▶ [DATASET CONTENT]
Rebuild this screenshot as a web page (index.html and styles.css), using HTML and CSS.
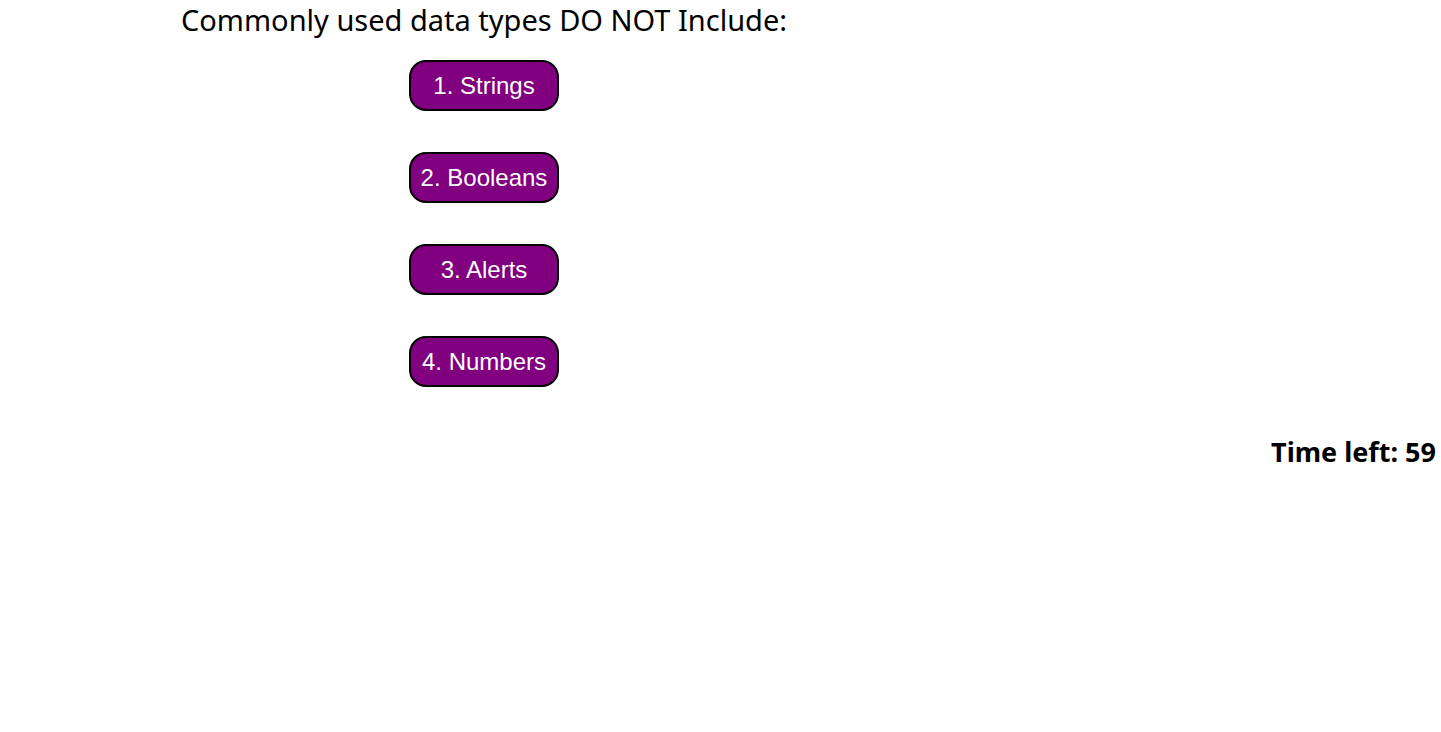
FILE: index.html
```html
<!DOCTYPE html>
<html lang="en">
<head>
<meta charset="utf-8">
<title>Quiz</title>
<link rel="stylesheet" href="styles.css">
</head>
<body>
<main class="quiz">
  <h1 class="question">Commonly used data types DO NOT Include:</h1>
  <div class="answers">
    <button class="answer">1. Strings</button>
    <button class="answer">2. Booleans</button>
    <button class="answer">3. Alerts</button>
    <button class="answer">4. Numbers</button>
  </div>
  <p class="timer">Time left: 59</p>
</main>
</body>
</html>
```
FILE: styles.css
```css
html, body {
  margin: 0;
  padding: 0;
  background: #ffffff;
}
body {
  font-family: "Noto Sans", "Open Sans", sans-serif;
  color: #000;
}
.quiz {
  display: flex;
  flex-direction: column;
}
.question {
  margin: 0;
  padding-left: 181px;
  font-size: 29px;
  font-weight: 400;
  line-height: 39px;
}
.answers {
  display: flex;
  flex-direction: column;
  align-items: flex-start;
  gap: 41px;
  padding-left: 409px;
  margin-top: 21px;
}
.answer {
  width: 150px;
  height: 51px;
  box-sizing: border-box;
  background: #800080;
  color: #fff;
  border: 2px solid #000;
  border-radius: 17px;
  font-family: "Liberation Sans", Arial, sans-serif;
  font-size: 24px;
  padding: 0;
  text-align: center;
}
.timer {
  margin: 48px 5px 0 0;
  text-align: right;
  font-size: 27px;
  font-weight: 700;
  line-height: 34px;
}
```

▶ [JOB] Pick out each line containing "styles" and report it.

▶ [EXERCISE OUTPUT]
Rebuild this screenshot as a web page (index.html and styles.css), using HTML and CSS.
<link rel="stylesheet" href="styles.css">
FILE: styles.css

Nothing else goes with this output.